I'm attaching the text file with all of the failures from the "instantiate every BehaviorEcephysSession" test, in case you are curious when there were more frames than timestamps and when there were more timestamps than frames. The file is here

danielsf commented 2 years ago

@corbennett

It looks like we may have gotten lucky last week. I'm still getting a lot of cases where len(lick_times) != len(lick_frames).

One thing I was not explicit about, though: we have been getting lick_frames the way we did for VBO, i.e. from the pickle file like

lick_frames = pkl_file['items']['behavior']['lick_sensors'][0]['lick_events']

Is this appropriate?
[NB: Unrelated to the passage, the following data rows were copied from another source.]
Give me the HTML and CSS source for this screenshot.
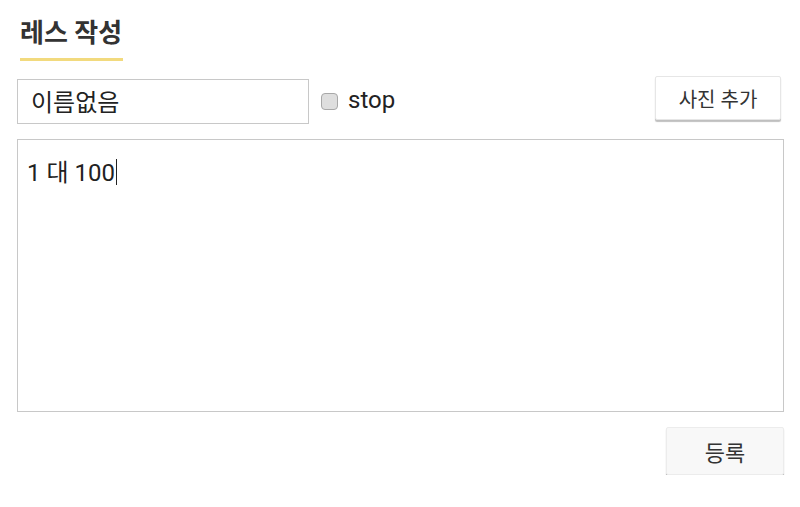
FILE: index.html
```html
<!DOCTYPE html>
<html lang="ko">
<head>
    <meta charset="UTF-8">
    <meta name="viewport" content="width=device-width, initial-scale=1.0">
    <title>레스 작성</title>
    <link rel="stylesheet" href="styles.css">
</head>
<body>
    <div class="container">
        <h2 class="title">레스 작성</h2>

        <div class="write-head">
            <input type="text" class="name-input" value="이름없음">
            <label class="stop-label">
                <input type="checkbox" class="stop-check">
                <span>stop</span>
            </label>
            <button class="button photo-button">사진 추가</button>
        </div>

        <div class="content-box">1 대 100<span class="caret"></span></div>

        <div class="write-foot">
            <button class="button submit-button">등록</button>
        </div>
    </div>
</body>
</html>
```

FILE: styles.css
```css
* {
    box-sizing: border-box;
}

body {
    font-family: Roboto, "Noto Sans CJK KR", sans-serif;
    margin: 0;
    padding: 0;
    background-color: #fff;
    color: #222;
}

.container {
    padding: 14px 16px 0 17px;
}

.title {
    display: inline-block;
    margin: 0 0 0 3px;
    padding: 0 1px 6px 0;
    font-size: 26px;
    font-weight: bold;
    color: #333;
    border-bottom: 3px solid #f2da7e;
    line-height: 38px;
}

.write-head {
    display: flex;
    align-items: flex-start;
    margin-top: 18px;
}

.name-input {
    width: 292px;
    height: 45px;
    margin-top: 0;
    padding: 0 13px 2px;
    border: 1px solid #c8c8c8;
    border-radius: 0;
    font-family: inherit;
    font-size: 24px;
    color: #222;
    outline: none;
}

.stop-label {
    display: flex;
    align-items: center;
    height: 42px;
    margin-left: 12px;
    font-size: 24px;
    color: #222;
}

.stop-check {
    appearance: none;
    -webkit-appearance: none;
    width: 17px;
    height: 17px;
    margin: 3px 10px 0 0;
    background: #dedede;
    border: 1px solid #a8a8a8;
    border-radius: 4px;
}

.button {
    background-color: #fff;
    color: #333;
    border: 1px solid #e6e6e6;
    border-radius: 2px;
    box-shadow: 0 2px 1px rgba(0, 0, 0, 0.25);
    font-family: inherit;
    cursor: pointer;
}

.photo-button {
    width: 126px;
    height: 44px;
    margin: -3px 3px 0 auto;
    font-size: 20px;
}

.content-box {
    height: 273px;
    margin-top: 15px;
    padding: 13px 9px;
    border: 1px solid #c8c8c8;
    font-size: 24px;
    color: #222;
}

.caret {
    display: inline-block;
    width: 1px;
    height: 26px;
    margin-left: 1px;
    vertical-align: -4px;
    background: #222;
}

.write-foot {
    display: flex;
    justify-content: flex-end;
    margin-top: 15px;
}

.submit-button {
    width: 118px;
    height: 48px;
    margin-right: 0;
    font-size: 22px;
    background-color: #f8f8f8;
    border-color: #ececec;
    box-shadow: 0 2px 1px rgba(0, 0, 0, 0.3);
}
```
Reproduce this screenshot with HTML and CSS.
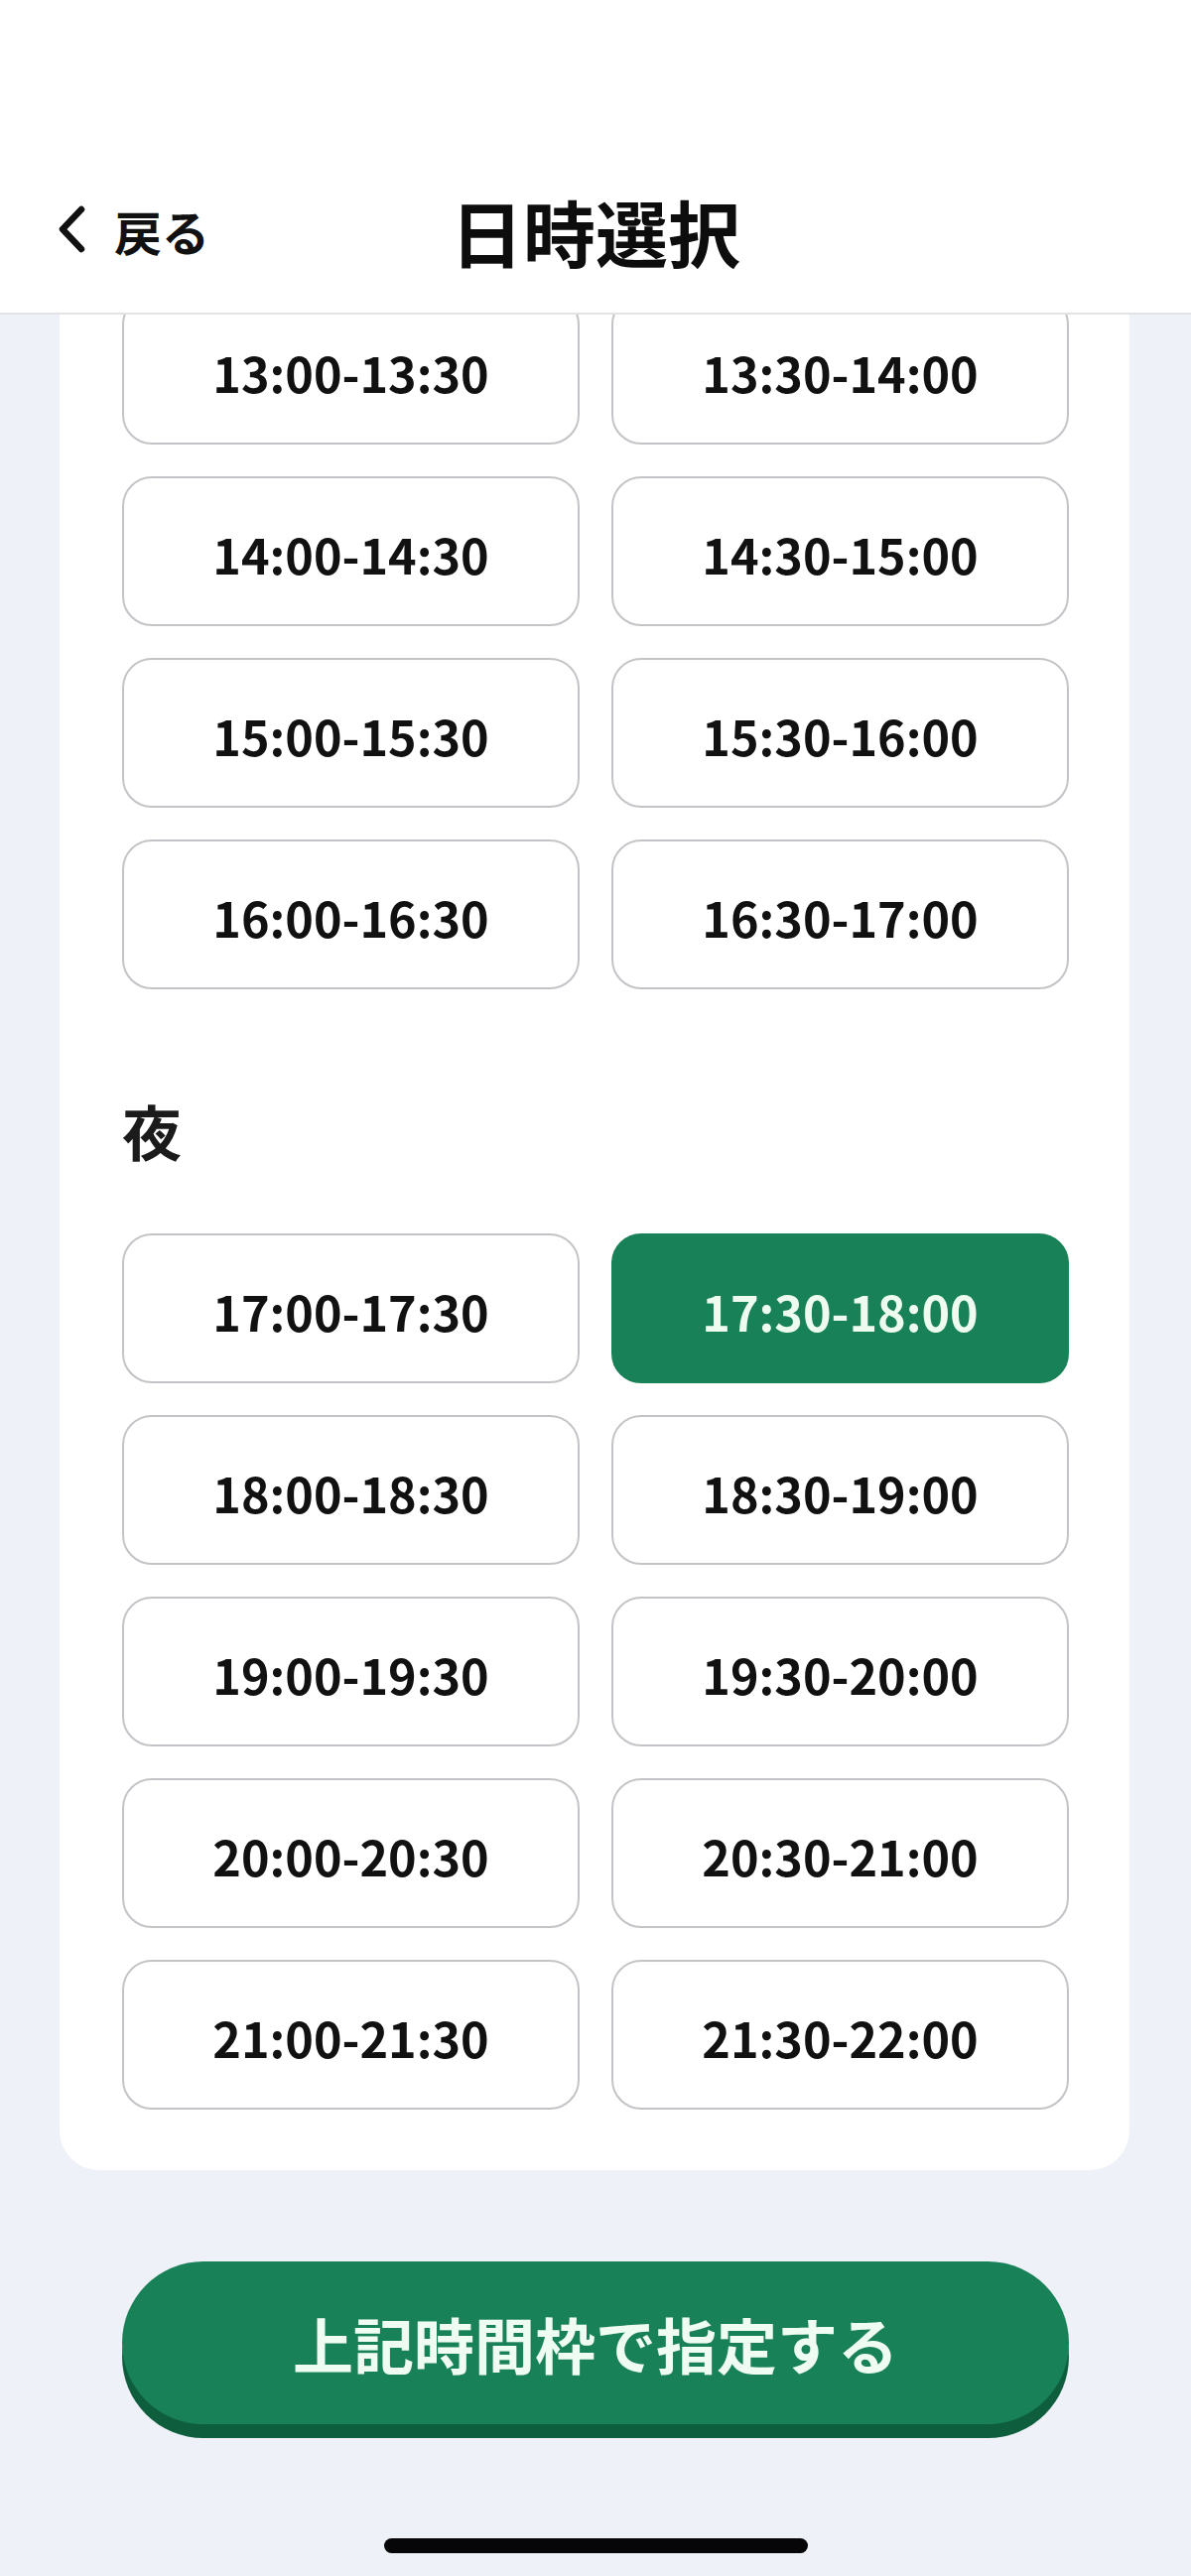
FILE: index.html
```html
<!DOCTYPE html>
<html lang="ja">
<head>
<meta charset="utf-8">
<title>日時選択</title>
<link rel="stylesheet" href="styles.css">
</head>
<body>
<div class="screen">
  <header class="header">
    <div class="nav">
      <a class="back" href="#">
        <svg class="chev" width="30" height="48" viewBox="0 0 30 48" aria-hidden="true">
          <polyline points="24,4 5,24 24,44" fill="none" stroke="#111" stroke-width="6.5" stroke-linecap="round" stroke-linejoin="round"/>
        </svg>
        <span class="back-label">戻る</span>
      </a>
      <h1 class="title">日時選択</h1>
      <div class="nav-spacer"></div>
    </div>
  </header>

  <main class="scroll">
    <section class="card">
      <div class="slots">
        <button class="slot">13:00-13:30</button>
        <button class="slot">13:30-14:00</button>
        <button class="slot">14:00-14:30</button>
        <button class="slot">14:30-15:00</button>
        <button class="slot">15:00-15:30</button>
        <button class="slot">15:30-16:00</button>
        <button class="slot">16:00-16:30</button>
        <button class="slot">16:30-17:00</button>
      </div>

      <h2 class="period">夜</h2>

      <div class="slots">
        <button class="slot">17:00-17:30</button>
        <button class="slot is-selected">17:30-18:00</button>
        <button class="slot">18:00-18:30</button>
        <button class="slot">18:30-19:00</button>
        <button class="slot">19:00-19:30</button>
        <button class="slot">19:30-20:00</button>
        <button class="slot">20:00-20:30</button>
        <button class="slot">20:30-21:00</button>
        <button class="slot">21:00-21:30</button>
        <button class="slot">21:30-22:00</button>
      </div>
    </section>
  </main>

  <div class="actions">
    <button class="submit">上記時間枠で指定する</button>
  </div>

  <div class="home-bar"><span class="home-indicator"></span></div>
</div>
</body>
</html>
```

FILE: styles.css
```css
* {
  box-sizing: border-box;
}

html, body {
  margin: 0;
  padding: 0;
}

body {
  width: 1200px;
  height: 2596px;
  overflow: hidden;
  background: #eef1f8;
  font-family: "Noto Sans CJK JP", "Noto Sans", sans-serif;
  color: #111;
}

.screen {
  display: flex;
  flex-direction: column;
  height: 2596px;
}

/* Header */
.header {
  position: relative;
  z-index: 2;
  height: 317px;
  background: #fff;
  border-bottom: 2px solid #e3e3e6;
  padding-top: 182px;
}

.nav {
  display: grid;
  grid-template-columns: 1fr auto 1fr;
  align-items: center;
  height: 100px;
}

.back {
  display: flex;
  align-items: center;
  gap: 27px;
  padding-left: 58px;
  color: #111;
  text-decoration: none;
}

.chev {
  display: block;
  margin-top: -2px;
}

.back-label {
  font-size: 48px;
  font-weight: 700;
  line-height: 1;
}

.title {
  margin: 0;
  font-size: 73px;
  font-weight: 700;
  line-height: 1;
  color: #0d0d0d;
}

/* Scroll area */
.scroll {
  overflow: hidden;
}

.card {
  margin: -60px 62px 0 60px;
  padding: 40px 61px 61px 63px;
  background: #fff;
  border-radius: 0 0 40px 40px;
}

.slots {
  display: grid;
  grid-template-columns: 1fr 1fr;
  gap: 32px 32px;
}

.slot {
  height: 151px;
  border: 2px solid #c4c4c8;
  border-radius: 30px;
  background: #fff;
  font-family: "Noto Sans CJK JP", "Noto Sans", sans-serif;
  font-size: 48.5px;
  font-weight: 700;
  color: #111;
  padding: 0;
  padding-top: 6px;
  line-height: 1;
}

.slot.is-selected {
  background: #188157;
  border-color: #188157;
  color: #eefcf0;
}

.period {
  margin: 113px 0 75px;
  height: 58px;
  font-size: 60px;
  font-weight: 700;
  line-height: 58px;
  color: #1b1b1b;
}

/* Submit */
.actions {
  padding: 92px 123px 0;
}

.submit {
  display: block;
  width: 100%;
  height: 164px;
  border: none;
  border-radius: 82px;
  background: #188157;
  box-shadow: 0 14px 0 #0e5e3e;
  font-family: "Noto Sans CJK JP", "Noto Sans", sans-serif;
  font-size: 61px;
  font-weight: 700;
  color: #effcf1;
  line-height: 1;
  padding: 0;
}

/* Home indicator */
.home-bar {
  display: flex;
  justify-content: center;
  padding-top: 115px;
}

.home-indicator {
  display: block;
  width: 427px;
  height: 15px;
  border-radius: 8px;
  background: #060608;
}
```
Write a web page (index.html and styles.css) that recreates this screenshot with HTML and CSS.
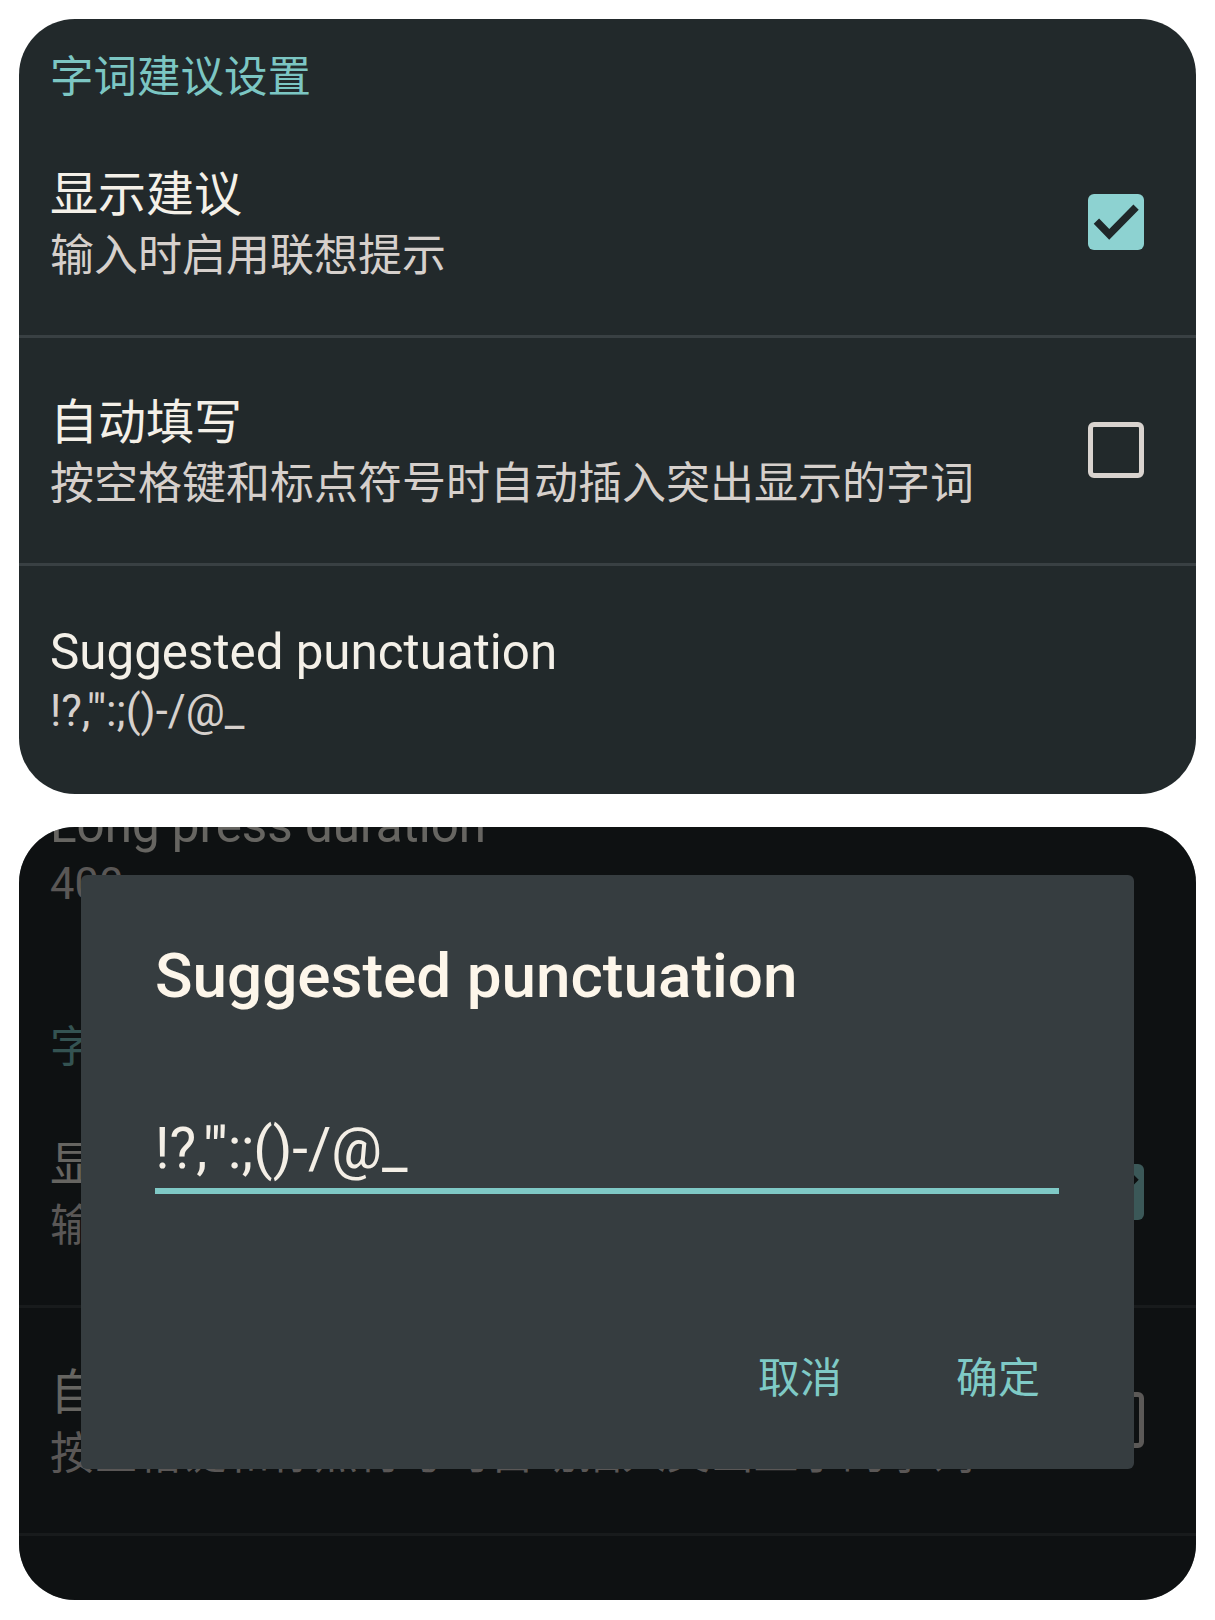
FILE: index.html
```html
<!DOCTYPE html>
<html lang="zh-CN">
<head>
<meta charset="utf-8">
<title>字词建议设置</title>
<link rel="stylesheet" href="styles.css">
</head>
<body>
<main class="page">
  <section class="card">
    <div class="prefs">
      <div class="cat-header">字词建议设置</div>
      <div class="pref">
        <div class="pref-text">
          <div class="pref-title">显示建议</div>
          <div class="pref-sub">输入时启用联想提示</div>
        </div>
        <span class="check check--on"><svg viewBox="0 0 24 24"><polyline points="3.6,11.6 9.1,17.3 20.6,5.6"/></svg></span>
      </div>
      <div class="divider"></div>
      <div class="pref">
        <div class="pref-text">
          <div class="pref-title">自动填写</div>
          <div class="pref-sub">按空格键和标点符号时自动插入突出显示的字词</div>
        </div>
        <span class="check"></span>
      </div>
      <div class="divider"></div>
      <div class="pref pref--latin">
        <div class="pref-text">
          <div class="pref-title">Suggested punctuation</div>
          <div class="pref-sub">!?,"':;()-/@_</div>
        </div>
      </div>
    </div>
  </section>

  <section class="card card--modal">
    <div class="prefs prefs--behind">
      <div class="pref pref--latin">
        <div class="pref-text">
          <div class="pref-title">Long press duration</div>
          <div class="pref-sub">400</div>
        </div>
      </div>
      <div class="cat-header cat-header--spaced">字词建议设置</div>
      <div class="pref">
        <div class="pref-text">
          <div class="pref-title">显示建议</div>
          <div class="pref-sub">输入时启用联想提示</div>
        </div>
        <span class="check check--on"><svg viewBox="0 0 24 24"><polyline points="3.6,11.6 9.1,17.3 20.6,5.6"/></svg></span>
      </div>
      <div class="divider"></div>
      <div class="pref">
        <div class="pref-text">
          <div class="pref-title">自动填写</div>
          <div class="pref-sub">按空格键和标点符号时自动插入突出显示的字词</div>
        </div>
        <span class="check"></span>
      </div>
      <div class="divider"></div>
      <div class="pref pref--latin">
        <div class="pref-text">
          <div class="pref-title">Suggested punctuation</div>
          <div class="pref-sub">!?,"':;()-/@_</div>
        </div>
      </div>
    </div>
    <div class="scrim"></div>
    <div class="dialog">
      <div class="dialog-title">Suggested punctuation</div>
      <div class="dialog-input">!?,"':;()-/@_</div>
      <div class="dialog-actions">
        <span class="dialog-btn">取消</span>
        <span class="dialog-btn">确定</span>
      </div>
    </div>
  </section>
</main>
</body>
</html>
```

FILE: styles.css
```css
* {
  box-sizing: border-box;
  margin: 0;
  padding: 0;
}

html,
body {
  background: #ffffff;
}

body {
  width: 1215px;
  height: 1620px;
  overflow: hidden;
  font-family: Roboto, "Noto Sans CJK SC", sans-serif;
}

.page {
  padding: 19px;
  display: flex;
  flex-direction: column;
  gap: 33px;
}

.card {
  width: 1177px;
  border-radius: 56px;
  background: #22292b;
  overflow: hidden;
}

.card--modal {
  position: relative;
  height: 773px;
}

.prefs--behind {
  margin-top: -88px;
}

.cat-header {
  padding: 29px 31px 10px;
  font-family: "Noto Sans CJK SC", sans-serif;
  font-size: 43.5px;
  line-height: 52px;
  color: #7cc6c3;
}

.cat-header--spaced {
  margin-top: 22px;
}

.pref {
  display: flex;
  align-items: center;
  justify-content: space-between;
  padding: 50px 52px 51px 31px;
}

.pref-title {
  font-family: "Noto Sans CJK SC", sans-serif;
  font-size: 48px;
  line-height: 60px;
  color: #f4f0e8;
}

.pref-sub {
  font-family: "Noto Sans CJK SC", sans-serif;
  font-size: 44px;
  line-height: 64px;
  color: #d6d0cc;
}

.pref--latin {
  padding-top: 57px;
}

.pref--latin .pref-title {
  font-family: Roboto, sans-serif;
  font-size: 49.3px;
  line-height: 58px;
}

.pref--latin .pref-sub {
  font-family: Roboto, sans-serif;
  font-size: 43.5px;
  line-height: 62px;
}

.divider {
  height: 3px;
  background: #394043;
}

.check {
  flex: none;
  display: flex;
  width: 56px;
  height: 56px;
  border: 5px solid #d9d3cf;
  border-radius: 6px;
}

.check--on {
  border: 0;
  background: #8dd2d1;
}

.check svg {
  width: 100%;
  height: 100%;
  fill: none;
  stroke: #1f2729;
  stroke-width: 3.2;
  stroke-linecap: butt;
  stroke-linejoin: miter;
}

.scrim {
  position: absolute;
  inset: 0;
  background: rgba(0, 0, 0, 0.58);
}

.dialog {
  position: absolute;
  left: 62px;
  top: 48px;
  width: 1053px;
  height: 594px;
  padding: 66px 75px 0 74px;
  display: flex;
  flex-direction: column;
  background: #363d40;
  border-radius: 6px;
}

.dialog-title {
  font-family: Roboto, sans-serif;
  font-size: 62px;
  font-weight: 500;
  line-height: 70px;
  color: #fdf6ea;
}

.dialog-input {
  margin-top: 106px;
  padding-bottom: 7px;
  border-bottom: 6px solid #7fc9c6;
  font-family: Roboto, sans-serif;
  font-size: 56.5px;
  line-height: 64px;
  color: #f4efe6;
}

.dialog-actions {
  margin-top: 153px;
  display: flex;
  justify-content: flex-end;
  gap: 76px;
}

.dialog-btn {
  padding: 0 19px;
  font-family: "Noto Sans CJK SC", sans-serif;
  font-size: 42px;
  line-height: 56px;
  color: #7fcac6;
}
```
Should we just get lick frames by finding the timestamps of the frames using the ​vsync_stim​ line and then assigning ​lick_times to a frame number using some clever "nearest but not later than" strategy (don't think too hard about what I mean by that, really I'm just asking you "should we be getting lick_frames from the pickle file at all, or should everything be coming from the sync file)?

Addendum: in most cases, the pickle file records fewer licks than the sync file, which I assume just means that the pickle file dropped something and we should trust the sync file. There are a handful of cases in which the pickle file records more licks than the sync file. This seems a trickier situation (unless our policy really is "always trust the sync file; never trust the pickle file").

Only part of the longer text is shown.